-- BEGIN STORED RECORDS --

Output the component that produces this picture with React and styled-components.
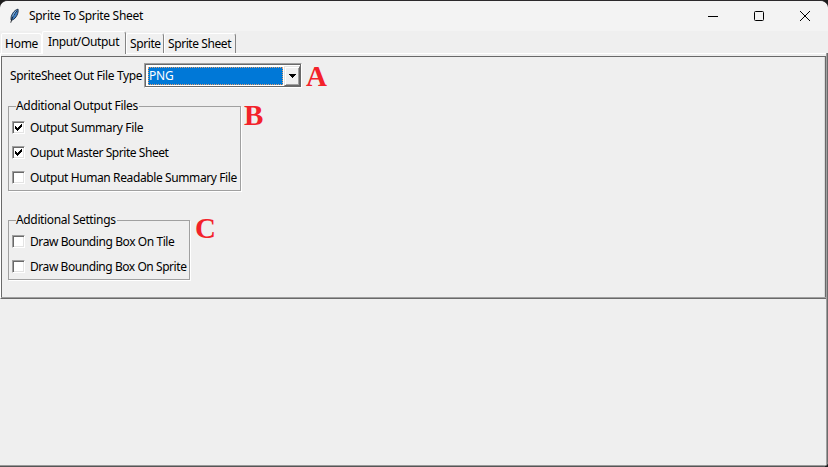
import React from "react";
import styled, { createGlobalStyle } from "styled-components";

const Global = createGlobalStyle`
  * { box-sizing: border-box; }
  body { margin: 0; overflow: hidden; }
`;

const Window = styled.div`
  width: 828px;
  height: 467px;
  display: flex;
  flex-direction: column;
  background: #efefef;
  border-top: 1px solid #2b292b;
  border-bottom: 1px solid #565656;
  border-radius: 8px 8px 5px 0;
  box-shadow: 0 0 0 8px #1c1c1c;
  overflow: hidden;
  color: #000;
  font: 12px/16px "Noto Sans", "Open Sans", sans-serif;
`;

const Text = styled.span`
  white-space: nowrap;
  letter-spacing: ${(p) => p.$spacing ?? -0.25}px;
`;

const TitleBar = styled.header`
  height: 30px;
  flex: none;
  display: flex;
  align-items: center;
  background: #f3f3f3;
  padding-left: 9px;
`;

const Title = styled(Text)`
  margin-left: 9px;
  flex: 1;
`;

const CaptionButton = styled.div`
  width: 46px;
  height: 28px;
  display: flex;
  align-items: center;
  justify-content: center;
`;

const TabBar = styled.nav`
  height: 22px;
  flex: none;
  display: flex;
  align-items: flex-end;
  padding-left: 1px;
`;

const Tab = styled.div`
  width: ${(p) => p.$width}px;
  height: ${(p) => (p.$active ? 23 : 20)}px;
  margin-bottom: ${(p) => (p.$active ? -1 : 0)}px;
  padding: ${(p) => (p.$active ? "2px 0 0 5px" : "2px 0 0 3px")};
  background: #f0f0f0;
  border-top: 1px solid #fff;
  border-left: 1px solid #fff;
  border-right: 1px solid ${(p) => (p.$covered ? "#fff" : "#858585")};
  border-radius: 2px 3px 0 0;
  position: relative;
`;

const Body = styled.div`
  flex: 1;
  border-right: 1px solid #6b6b6b;
  border-bottom: 1px solid #999;
  box-shadow: inset -1px 0 #a0a0a0;
`;

const Panel = styled.main`
  width: 826px;
  height: 246px;
  border-top: 1px solid #fff;
  border-left: 1px solid #fff;
  border-bottom: 1px solid #696969;
  padding-top: 2px;
`;

const PanelInner = styled.div`
  height: 241px;
  border: 1px solid #696969;
  border-width: 1px 1px 0 1px;
  box-shadow: inset -1px 0 #d9d9d9, 0 1px #a0a0a0;
  padding: 6px 0 0 6px;
`;

const Row = styled.div`
  display: flex;
  align-items: flex-start;
  margin-bottom: ${(p) => p.$after ?? 0}px;
`;

const FieldLabel = styled(Text)`
  width: 136px;
  padding: 5px 0 0 2px;
`;

const Combo = styled.div`
  width: 158px;
  height: 25px;
  display: flex;
  background: #fff;
  border: 1px solid;
  border-color: #a0a0a0 #fff #fff #a0a0a0;
  box-shadow: inset 1px 1px #696969, inset -1px -1px #696969;
  padding: 2px 1px 2px 2px;
`;

const Selection = styled.div`
  width: 135px;
  flex: none;
  height: 18px;
  margin: 1px 1px 0 1px;
  line-height: 16px;
  background: #0078d7;
  color: #fff;
  border: 1px dotted #e0a070;
`;

const DropButton = styled.div`
  width: 16px;
  flex: none;
  height: 20px;
  display: flex;
  align-items: center;
  justify-content: center;
  background: #f0f0f0;
  border: 1px solid;
  border-color: #e3e3e3 #696969 #696969 #e3e3e3;
  box-shadow: inset 1px 1px #fff, inset -1px -1px #a0a0a0;
`;

const Group = styled.fieldset`
  width: ${(p) => p.$width}px;
  height: ${(p) => p.$height}px;
  margin: 0;
  min-width: 0;
  padding: 1px 0 0 3px;
  border: 1px solid #a0a0a0;
  box-shadow: 1px 1px #fff;
`;

const Legend = styled.legend`
  width: ${(p) => p.$width}px;
  height: 16px;
  margin-left: 4px;
  padding: 0;
  background: #efefef;
`;

const Option = styled.label`
  height: 25px;
  display: flex;
  align-items: center;
  gap: 5px;
`;

const Box = styled.span`
  width: 13px;
  height: 13px;
  flex: none;
  background: #fff;
  border: 1px solid;
  border-color: #a0a0a0 #fff #fff #a0a0a0;
  box-shadow: inset 1px 1px #696969, inset -1px -1px #e3e3e3;
  display: flex;
  align-items: center;
  justify-content: center;
`;

const Marker = styled.strong`
  margin: ${(p) => p.$offset};
  color: #f3222a;
  font: bold 29px/26px "Liberation Serif", serif;
`;

const Feather = () => (
  <svg width="11" height="16" viewBox="0 0 12 18">
    <path d="M2.2 13.5C1.2 8.6 5.6 2 10 1.3c.8 3.9-1.7 10.2-6.4 12.2z" fill="#3f7fc4" stroke="#17263c" />
    <path d="M1.8 16.5C3 11.5 5.2 7 8.8 3" fill="none" stroke="#10151d" />
    <path d="M4 9.5C5 6.3 6.3 4.6 8 3.2" fill="none" stroke="#9bc8f1" />
  </svg>
);

const Checkbox = ({ label, checked, spacing }) => (
  <Option>
    <Box>
      {checked && (
        <svg width="7" height="7" viewBox="0 0 7 7" shapeRendering="crispEdges">
          <path d="M0 2h1v1h1v1h1V3h1V2h1V1h1V0h1v3H6v1H5v1H4v1H3v1H2V6H1V5H0z" />
        </svg>
      )}
    </Box>
    <Text $spacing={spacing}>{label}</Text>
  </Option>
);

export default function App() {
  return (
    <>
      <Global />
      <Window>
        <TitleBar>
          <Feather />
          <Title $spacing={-0.3}>Sprite To Sprite Sheet</Title>
          <CaptionButton>
            <svg width="10" height="10"><path d="M0 5.5h10" stroke="#000" /></svg>
          </CaptionButton>
          <CaptionButton>
            <svg width="10" height="10"><rect x=".5" y=".5" width="9" height="9" rx="1" fill="none" stroke="#000" /></svg>
          </CaptionButton>
          <CaptionButton>
            <svg width="10" height="10"><path d="M0 0l10 10M10 0L0 10" stroke="#000" /></svg>
          </CaptionButton>
        </TitleBar>
        <TabBar>
          <Tab $width={41} $covered><Text>Home</Text></Tab>
          <Tab $width={84} $active><Text $spacing={-0.35}>Input/Output</Text></Tab>
          <Tab $width={38}><Text $spacing={-0.4}>Sprite</Text></Tab>
          <Tab $width={72}><Text $spacing={-0.42}>Sprite Sheet</Text></Tab>
        </TabBar>
        <Body>
          <Panel>
            <PanelInner>
              <Row $after={9}>
                <FieldLabel $spacing={-0.37}>SpriteSheet Out File Type</FieldLabel>
                <Combo>
                  <Selection><Text>PNG</Text></Selection>
                  <DropButton>
                    <svg width="7" height="4" shapeRendering="crispEdges"><path d="M0 0h7v1H6v1H5v1H4v1H3V3H2V2H1V1H0z" /></svg>
                  </DropButton>
                </Combo>
                <Marker $offset="0 0 0 4px">A</Marker>
              </Row>
              <Row $after={21}>
                <Group $width={233} $height={93}>
                  <Legend $width={123}><Text $spacing={-0.3}>Additional Output Files</Text></Legend>
                  <Checkbox label="Output Summary File" checked spacing={-0.36} />
                  <Checkbox label="Ouput Master Sprite Sheet" checked spacing={-0.45} />
                  <Checkbox label="Output Human Readable Summary File" spacing={-0.39} />
                </Group>
                <Marker $offset="4px 0 0 3px">B</Marker>
              </Row>
              <Row>
                <Group $width={182} $height={68}>
                  <Legend $width={101}><Text $spacing={-0.35}>Additional Settings</Text></Legend>
                  <Checkbox label="Draw Bounding Box On Tile" spacing={-0.42} />
                  <Checkbox label="Draw Bounding Box On Sprite" spacing={-0.44} />
                </Group>
                <Marker $offset="3px 0 0 5px">C</Marker>
              </Row>
            </PanelInner>
          </Panel>
        </Body>
      </Window>
    </>
  );
}
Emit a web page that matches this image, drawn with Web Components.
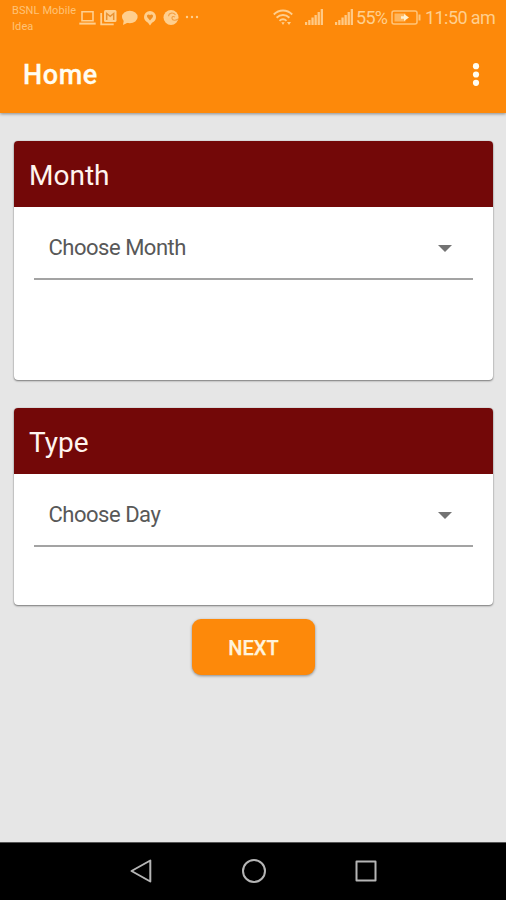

-- END STORED RECORDS --

### TASK BRIEF
Search the records above for the string "React". Copy every line that contains it.

### THE SOLUTION
Output the component that produces this picture with React and styled-components.
import React from "react";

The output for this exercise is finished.